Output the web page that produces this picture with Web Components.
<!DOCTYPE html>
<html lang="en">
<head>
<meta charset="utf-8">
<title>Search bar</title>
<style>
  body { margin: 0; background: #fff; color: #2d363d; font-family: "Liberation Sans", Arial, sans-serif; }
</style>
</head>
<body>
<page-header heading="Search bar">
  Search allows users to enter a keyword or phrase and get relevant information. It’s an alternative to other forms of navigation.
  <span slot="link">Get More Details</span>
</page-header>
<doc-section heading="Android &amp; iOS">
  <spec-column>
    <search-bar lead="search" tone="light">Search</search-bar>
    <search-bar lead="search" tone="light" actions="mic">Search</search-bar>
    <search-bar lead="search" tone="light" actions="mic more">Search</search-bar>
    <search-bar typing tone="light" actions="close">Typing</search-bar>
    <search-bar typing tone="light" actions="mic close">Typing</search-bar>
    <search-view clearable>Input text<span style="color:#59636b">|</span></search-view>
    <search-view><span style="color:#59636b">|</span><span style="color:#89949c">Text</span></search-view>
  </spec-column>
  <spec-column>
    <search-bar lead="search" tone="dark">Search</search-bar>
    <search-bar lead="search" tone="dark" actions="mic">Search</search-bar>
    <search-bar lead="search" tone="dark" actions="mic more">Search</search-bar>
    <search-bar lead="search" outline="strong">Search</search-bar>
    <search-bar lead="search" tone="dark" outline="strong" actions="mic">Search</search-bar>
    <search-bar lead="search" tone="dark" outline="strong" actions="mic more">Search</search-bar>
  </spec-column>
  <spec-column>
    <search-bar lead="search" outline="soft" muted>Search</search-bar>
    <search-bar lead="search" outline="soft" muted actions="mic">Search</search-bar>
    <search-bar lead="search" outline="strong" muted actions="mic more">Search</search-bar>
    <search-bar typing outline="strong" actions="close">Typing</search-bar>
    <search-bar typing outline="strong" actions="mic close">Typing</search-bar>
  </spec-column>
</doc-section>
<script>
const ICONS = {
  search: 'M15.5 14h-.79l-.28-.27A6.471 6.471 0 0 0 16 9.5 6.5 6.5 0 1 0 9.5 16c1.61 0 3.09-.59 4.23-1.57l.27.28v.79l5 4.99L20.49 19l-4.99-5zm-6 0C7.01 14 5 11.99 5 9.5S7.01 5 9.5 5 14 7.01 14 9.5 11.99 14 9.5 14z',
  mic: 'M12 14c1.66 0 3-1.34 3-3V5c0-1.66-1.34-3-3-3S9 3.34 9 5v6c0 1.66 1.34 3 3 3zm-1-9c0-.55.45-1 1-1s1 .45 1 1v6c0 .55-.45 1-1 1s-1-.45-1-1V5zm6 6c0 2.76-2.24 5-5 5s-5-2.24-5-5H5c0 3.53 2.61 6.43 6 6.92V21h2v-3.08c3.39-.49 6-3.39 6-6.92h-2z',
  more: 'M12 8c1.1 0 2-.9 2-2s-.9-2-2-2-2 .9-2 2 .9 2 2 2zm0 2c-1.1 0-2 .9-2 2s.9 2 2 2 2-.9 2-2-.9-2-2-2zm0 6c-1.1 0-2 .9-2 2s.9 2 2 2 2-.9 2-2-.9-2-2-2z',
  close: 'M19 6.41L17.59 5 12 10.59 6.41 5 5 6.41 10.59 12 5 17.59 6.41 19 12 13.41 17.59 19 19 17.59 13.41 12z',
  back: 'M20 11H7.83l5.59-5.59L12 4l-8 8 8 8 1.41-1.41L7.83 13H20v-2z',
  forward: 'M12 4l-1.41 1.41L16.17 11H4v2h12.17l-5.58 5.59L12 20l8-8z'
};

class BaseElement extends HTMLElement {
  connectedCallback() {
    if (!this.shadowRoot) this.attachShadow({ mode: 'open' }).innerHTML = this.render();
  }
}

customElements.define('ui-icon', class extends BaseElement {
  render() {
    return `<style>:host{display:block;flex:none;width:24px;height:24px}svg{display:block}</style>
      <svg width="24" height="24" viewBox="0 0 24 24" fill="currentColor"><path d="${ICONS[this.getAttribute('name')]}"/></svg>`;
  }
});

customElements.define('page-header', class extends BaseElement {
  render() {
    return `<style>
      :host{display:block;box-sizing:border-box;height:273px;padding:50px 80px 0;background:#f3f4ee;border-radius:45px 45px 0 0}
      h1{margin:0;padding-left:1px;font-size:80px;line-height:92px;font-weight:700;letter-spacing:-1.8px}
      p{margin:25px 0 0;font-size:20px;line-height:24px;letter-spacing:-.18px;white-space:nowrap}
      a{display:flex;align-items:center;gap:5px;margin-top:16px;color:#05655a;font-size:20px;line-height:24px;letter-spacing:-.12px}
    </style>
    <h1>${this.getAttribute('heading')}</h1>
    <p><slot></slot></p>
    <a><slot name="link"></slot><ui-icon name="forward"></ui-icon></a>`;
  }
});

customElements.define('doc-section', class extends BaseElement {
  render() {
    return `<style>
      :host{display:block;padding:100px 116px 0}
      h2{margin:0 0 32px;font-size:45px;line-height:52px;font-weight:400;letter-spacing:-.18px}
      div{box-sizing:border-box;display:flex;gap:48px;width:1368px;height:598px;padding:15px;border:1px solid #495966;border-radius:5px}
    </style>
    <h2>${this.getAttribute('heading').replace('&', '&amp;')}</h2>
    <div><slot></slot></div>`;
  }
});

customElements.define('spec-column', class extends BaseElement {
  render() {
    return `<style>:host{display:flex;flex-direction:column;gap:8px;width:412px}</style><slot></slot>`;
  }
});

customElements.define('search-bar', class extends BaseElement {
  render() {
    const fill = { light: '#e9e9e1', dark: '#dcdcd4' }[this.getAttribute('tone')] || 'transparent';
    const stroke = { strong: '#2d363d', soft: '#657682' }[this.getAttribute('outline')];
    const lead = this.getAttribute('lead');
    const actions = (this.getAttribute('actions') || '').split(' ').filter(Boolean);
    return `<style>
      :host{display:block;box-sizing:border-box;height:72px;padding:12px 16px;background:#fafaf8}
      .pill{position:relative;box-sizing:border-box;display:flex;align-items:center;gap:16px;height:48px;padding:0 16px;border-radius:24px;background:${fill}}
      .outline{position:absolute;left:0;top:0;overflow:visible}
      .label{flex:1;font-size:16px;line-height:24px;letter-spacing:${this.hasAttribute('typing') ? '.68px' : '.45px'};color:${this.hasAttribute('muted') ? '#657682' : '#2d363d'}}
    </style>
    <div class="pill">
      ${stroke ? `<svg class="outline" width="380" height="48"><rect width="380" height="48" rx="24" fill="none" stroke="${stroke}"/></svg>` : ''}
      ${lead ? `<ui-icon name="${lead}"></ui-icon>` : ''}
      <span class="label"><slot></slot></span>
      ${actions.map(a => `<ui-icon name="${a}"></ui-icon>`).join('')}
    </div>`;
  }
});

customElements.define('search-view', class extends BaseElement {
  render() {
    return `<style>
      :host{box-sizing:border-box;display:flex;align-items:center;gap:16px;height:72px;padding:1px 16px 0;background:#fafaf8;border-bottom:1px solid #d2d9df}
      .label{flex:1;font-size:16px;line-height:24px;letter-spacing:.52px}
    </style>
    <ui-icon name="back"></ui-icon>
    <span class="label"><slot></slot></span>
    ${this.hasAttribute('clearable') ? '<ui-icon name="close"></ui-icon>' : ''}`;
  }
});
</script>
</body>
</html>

○ ○ ○ ○ ○

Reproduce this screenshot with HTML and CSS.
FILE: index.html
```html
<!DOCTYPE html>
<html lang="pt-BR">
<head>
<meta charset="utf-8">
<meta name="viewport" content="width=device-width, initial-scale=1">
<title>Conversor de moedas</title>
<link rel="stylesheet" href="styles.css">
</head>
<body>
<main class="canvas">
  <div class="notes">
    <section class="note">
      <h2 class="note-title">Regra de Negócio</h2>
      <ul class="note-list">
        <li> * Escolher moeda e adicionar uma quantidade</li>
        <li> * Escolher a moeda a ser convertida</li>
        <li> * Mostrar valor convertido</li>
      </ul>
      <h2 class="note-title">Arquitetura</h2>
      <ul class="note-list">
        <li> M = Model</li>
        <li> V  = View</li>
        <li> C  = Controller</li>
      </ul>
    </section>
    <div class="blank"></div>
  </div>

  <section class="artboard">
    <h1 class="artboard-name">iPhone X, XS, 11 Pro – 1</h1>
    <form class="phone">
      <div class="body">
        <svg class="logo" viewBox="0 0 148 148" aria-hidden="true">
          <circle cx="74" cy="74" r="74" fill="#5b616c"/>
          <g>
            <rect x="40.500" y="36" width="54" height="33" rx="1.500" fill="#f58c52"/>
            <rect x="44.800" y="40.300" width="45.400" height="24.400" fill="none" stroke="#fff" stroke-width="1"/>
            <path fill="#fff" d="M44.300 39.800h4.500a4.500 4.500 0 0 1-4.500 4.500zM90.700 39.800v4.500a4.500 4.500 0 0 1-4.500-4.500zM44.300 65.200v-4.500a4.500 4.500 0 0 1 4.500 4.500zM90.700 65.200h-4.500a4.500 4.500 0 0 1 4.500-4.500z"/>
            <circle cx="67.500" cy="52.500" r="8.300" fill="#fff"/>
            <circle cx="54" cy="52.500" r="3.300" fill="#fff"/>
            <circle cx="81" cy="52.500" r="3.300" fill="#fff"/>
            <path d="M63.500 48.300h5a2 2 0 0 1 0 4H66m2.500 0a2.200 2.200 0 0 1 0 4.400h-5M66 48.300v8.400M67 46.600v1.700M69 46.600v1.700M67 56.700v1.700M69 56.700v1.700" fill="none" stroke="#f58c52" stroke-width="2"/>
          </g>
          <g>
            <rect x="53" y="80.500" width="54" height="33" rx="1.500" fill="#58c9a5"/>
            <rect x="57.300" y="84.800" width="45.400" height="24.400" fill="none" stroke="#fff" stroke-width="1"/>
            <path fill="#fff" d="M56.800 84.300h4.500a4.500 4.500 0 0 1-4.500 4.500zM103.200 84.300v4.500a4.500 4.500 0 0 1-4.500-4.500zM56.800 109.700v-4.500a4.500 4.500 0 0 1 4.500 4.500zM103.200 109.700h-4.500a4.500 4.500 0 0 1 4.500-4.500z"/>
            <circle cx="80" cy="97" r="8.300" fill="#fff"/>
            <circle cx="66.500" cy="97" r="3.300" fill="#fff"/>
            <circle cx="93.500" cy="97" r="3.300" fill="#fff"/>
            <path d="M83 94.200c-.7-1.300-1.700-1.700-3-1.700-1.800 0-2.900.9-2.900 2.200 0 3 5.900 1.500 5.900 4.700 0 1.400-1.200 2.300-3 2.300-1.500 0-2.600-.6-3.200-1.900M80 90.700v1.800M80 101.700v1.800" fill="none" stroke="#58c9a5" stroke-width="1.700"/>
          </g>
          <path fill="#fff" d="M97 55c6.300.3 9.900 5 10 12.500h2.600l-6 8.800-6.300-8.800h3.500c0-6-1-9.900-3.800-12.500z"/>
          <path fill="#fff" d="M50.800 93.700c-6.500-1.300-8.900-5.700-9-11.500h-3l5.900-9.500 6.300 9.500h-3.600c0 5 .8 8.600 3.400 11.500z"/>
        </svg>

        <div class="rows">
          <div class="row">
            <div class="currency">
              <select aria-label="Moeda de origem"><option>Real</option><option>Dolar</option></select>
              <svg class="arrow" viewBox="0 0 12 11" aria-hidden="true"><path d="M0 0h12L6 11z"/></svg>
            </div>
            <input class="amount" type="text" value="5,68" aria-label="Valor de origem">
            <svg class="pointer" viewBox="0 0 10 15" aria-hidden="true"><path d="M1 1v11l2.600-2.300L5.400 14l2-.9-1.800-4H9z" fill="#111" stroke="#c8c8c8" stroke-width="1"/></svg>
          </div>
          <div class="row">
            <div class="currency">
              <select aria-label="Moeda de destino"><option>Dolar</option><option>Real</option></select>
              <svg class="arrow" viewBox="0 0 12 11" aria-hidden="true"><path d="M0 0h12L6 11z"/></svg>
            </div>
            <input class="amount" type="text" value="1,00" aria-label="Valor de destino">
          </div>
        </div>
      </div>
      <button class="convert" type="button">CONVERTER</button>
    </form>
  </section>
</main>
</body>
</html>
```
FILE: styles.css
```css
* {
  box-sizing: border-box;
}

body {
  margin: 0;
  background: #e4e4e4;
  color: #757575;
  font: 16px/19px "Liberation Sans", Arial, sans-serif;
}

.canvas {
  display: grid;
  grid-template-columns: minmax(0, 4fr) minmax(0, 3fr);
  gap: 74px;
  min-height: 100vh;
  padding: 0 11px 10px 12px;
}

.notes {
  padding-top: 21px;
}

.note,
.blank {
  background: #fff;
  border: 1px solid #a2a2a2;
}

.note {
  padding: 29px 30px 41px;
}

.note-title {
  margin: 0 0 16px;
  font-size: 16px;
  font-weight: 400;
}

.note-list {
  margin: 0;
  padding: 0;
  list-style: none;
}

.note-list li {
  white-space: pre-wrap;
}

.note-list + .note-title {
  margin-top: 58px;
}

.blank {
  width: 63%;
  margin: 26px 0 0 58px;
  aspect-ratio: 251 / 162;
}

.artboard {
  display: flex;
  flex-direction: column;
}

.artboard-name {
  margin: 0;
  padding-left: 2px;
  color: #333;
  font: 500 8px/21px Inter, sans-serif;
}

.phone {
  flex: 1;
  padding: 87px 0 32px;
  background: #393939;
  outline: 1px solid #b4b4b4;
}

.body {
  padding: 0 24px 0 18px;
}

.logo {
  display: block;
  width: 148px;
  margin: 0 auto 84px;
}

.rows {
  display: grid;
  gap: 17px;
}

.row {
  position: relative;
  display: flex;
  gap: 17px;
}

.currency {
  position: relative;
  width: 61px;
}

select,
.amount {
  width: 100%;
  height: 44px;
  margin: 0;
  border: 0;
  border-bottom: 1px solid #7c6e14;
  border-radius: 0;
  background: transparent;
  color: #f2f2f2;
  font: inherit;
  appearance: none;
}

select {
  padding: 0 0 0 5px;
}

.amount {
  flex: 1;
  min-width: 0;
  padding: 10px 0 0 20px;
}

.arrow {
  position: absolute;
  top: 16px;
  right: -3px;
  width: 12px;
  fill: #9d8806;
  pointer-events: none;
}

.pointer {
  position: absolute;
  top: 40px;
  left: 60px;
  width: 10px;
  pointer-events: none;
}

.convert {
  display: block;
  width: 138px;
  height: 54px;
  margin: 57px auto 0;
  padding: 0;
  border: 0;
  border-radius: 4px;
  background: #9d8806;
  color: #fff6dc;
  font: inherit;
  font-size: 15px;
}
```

○ ○ ○ ○ ○

• _Task instructions_
Among the lines of the listing, how many hold the string "page"? Respond with only the number.

• _Final answer_
4